We would like to be a bit more organized (and not me crying, all emotional while in car line, calling Michelle asking what can we do at last minute??)
Next year, we will be better organized and we are working on growing our non profit Circle of Hope to umbrella adoption and orphan care.
WOW!
The Lord provides all we need and continues to rain down blessings.
Oh how he loves.
To end...
"Every good and perfect gift is from above" James 1:17
Sveta is Home.
Sveta Josie is home.
Tucked into bed. Loved. Wrapped up in adoration.
Thank you Lord for reminding us to remain STEADFAST in your command to us.
It's all about You.
You created our family and to you we give praise.
5 comments:
Love. All of it. I'm overjoyed that sweet Sveta is home with you. I prayed for that little girl, we loved her so much and getting to see her again on this side of the world... there are no words!
YAY! So happy to see an update. Love seeing sweet Sveta in your arms, loving, growing and living life to the fullest. Be blessed this Christmas season.
~Amy
I love all the pictures and I am so happy for you guys and how well everything is going!! She looks so happy!! What a smile!! I also saw on RR that Bridgett has a family that committed to her!!! I was so happy when I saw that because she disappeared from RR website. I wasn't sure why and thought maybe she was transferred and couldn't be adopted any longer so I was jumping for joy when I saw her on the rescue page!! Hope you guys have a Merry Christmas!!!!

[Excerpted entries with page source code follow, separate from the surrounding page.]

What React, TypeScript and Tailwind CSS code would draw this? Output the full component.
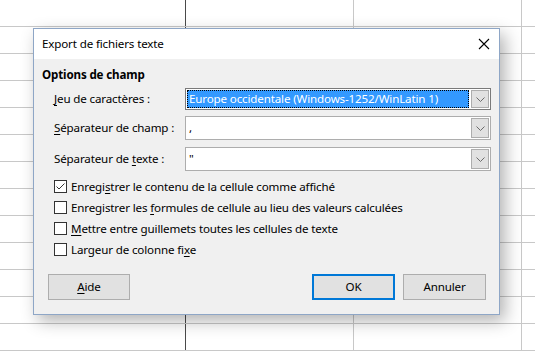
import React from 'react';

const ROWS = Array.from({ length: 13 });

const Chevron = () => (
  <svg width="9" height="5" viewBox="0 0 9 5" className="block">
    <path d="M0.5 0.5 L4.5 4.5 L8.5 0.5" fill="none" stroke="#6b6b6b" strokeWidth="1" />
  </svg>
);

const Combo = ({ value, focused = false, height }: { value: string; focused?: boolean; height: string }) => (
  <div
    className={`flex w-[306px] ${height} bg-white border ${focused ? 'border-[#7a7a7a]' : 'border-[#adadad]'}`}
  >
    {focused ? (
      <div className="flex-1 m-[1px] flex items-center bg-[#3399ff] border border-dotted border-black text-white pl-[1px] whitespace-nowrap overflow-hidden">
        {value}
      </div>
    ) : (
      <div className="flex-1 flex items-center pl-[3px] whitespace-nowrap">{value}</div>
    )}
    <div className="w-[18px] m-[1px] flex items-center justify-center bg-[#e1e1e1] border border-[#adadad]">
      <Chevron />
    </div>
  </div>
);

const Checkbox = ({ checked = false, children }: { checked?: boolean; children: React.ReactNode }) => (
  <div className="flex items-center h-[21px]">
    <div className="w-[13px] h-[13px] border border-[#333333] bg-white flex items-center justify-center">
      {checked && (
        <svg width="11" height="11" viewBox="0 0 11 11" className="block">
          <path d="M1.5 5.5 L4 8 L9.5 2.5" fill="none" stroke="#333333" strokeWidth="1" />
        </svg>
      )}
    </div>
    <span className="ml-[4px] whitespace-nowrap">{children}</span>
  </div>
);

const App: React.FC = () => {
  return (
    <div className="relative w-[535px] h-[352px] overflow-hidden bg-white font-['Noto_Sans',sans-serif] text-[11.6px] tracking-[-0.15px] leading-[16px] text-black">
      {/* spreadsheet grid behind the dialog */}
      <div className="flex flex-col">
        {ROWS.map((_, i) => (
          <div key={i} className="flex h-[27px] border-b border-[#c8c8c8]">
            <div className="w-[186px] border-r border-[#4a4a4a]" />
            <div className="w-[168px] border-r border-[#c8c8c8]" />
            <div className="w-[168px] border-r border-[#c8c8c8]" />
            <div className="flex-1" />
          </div>
        ))}
      </div>

      {/* dialog */}
      <div className="absolute left-[33px] top-[28px] w-[467px] h-[287px] flex flex-col border border-[#8ea6c6] bg-[#f0f0f0] shadow-[5px_6px_16px_rgba(0,0,0,0.3)]">
        <div className="h-[30px] bg-white flex items-center justify-between pl-[8px] pr-[9px]">
          <span>Export de fichiers texte</span>
          <svg width="12" height="12" viewBox="0 0 12 12" className="block">
            <path d="M1 1 L11 11 M11 1 L1 11" stroke="#000" strokeWidth="1.1" />
          </svg>
        </div>

        <div className="flex flex-col pl-[8px] pt-[8px]">
          <div className="font-bold">Options de champ</div>

          <div className="flex flex-col pl-[12px]">
            <div className="flex items-center mt-[5px]">
              <span className="w-[131px]">
                <u className="underline-offset-2">J</u>eu de caractères :
              </span>
              <Combo value="Europe occidentale (Windows-1252/WinLatin 1)" focused height="h-[22px]" />
            </div>
            <div className="flex items-center mt-[6px]">
              <span className="w-[131px]">
                <u className="underline-offset-2">S</u>éparateur de champ :
              </span>
              <Combo value="," height="h-[24px]" />
            </div>
            <div className="flex items-center mt-[7px]">
              <span className="w-[131px]">
                Séparateur de <u className="underline-offset-2">t</u>exte :
              </span>
              <Combo value={'"'} height="h-[24px]" />
            </div>

            <div className="flex flex-col mt-[5px]">
              <Checkbox checked>
                Enregi<u className="underline-offset-2">s</u>trer le contenu de la cellule comme affiché
              </Checkbox>
              <Checkbox>
                Enregistrer les <u className="underline-offset-2">f</u>ormules de cellule au lieu des valeurs calculées
              </Checkbox>
              <Checkbox>
                <u className="underline-offset-2">M</u>ettre entre guillemets toutes les cellules de texte
              </Checkbox>
              <Checkbox>
                Largeur de colonne fi<u className="underline-offset-2">x</u>e
              </Checkbox>
            </div>
          </div>

          <div className="flex mt-[14px] pl-[6px] pr-[13px]">
            <button className="w-[82px] h-[26px] bg-[#e1e1e1] border border-[#adadad]">
              <u className="underline-offset-2">A</u>ide
            </button>
            <div className="flex-1" />
            <button className="w-[83px] h-[26px] bg-[#e1e1e1] border-2 border-[#0078d7]">OK</button>
            <button className="w-[83px] h-[26px] ml-[8px] bg-[#e1e1e1] border border-[#adadad]">Annuler</button>
          </div>
        </div>
      </div>
    </div>
  );
};

export default App;
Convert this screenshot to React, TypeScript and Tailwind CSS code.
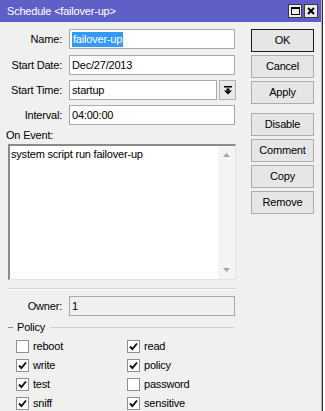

What a great post! It made me cry.
I'm so happy to meet you through Project HOPEFUL, and your posts make me cry! We do a similar Christmas project with "our" children's center, and it's so cool to hear about what you've been doing. Your daughter is beautiful. A beautiful gift from Jesus. I'm so happy to see your love for Him in action and read your sweet words about what He's done in your life and family and ministry. Be blessed! Thank you for being an encouragement to me today.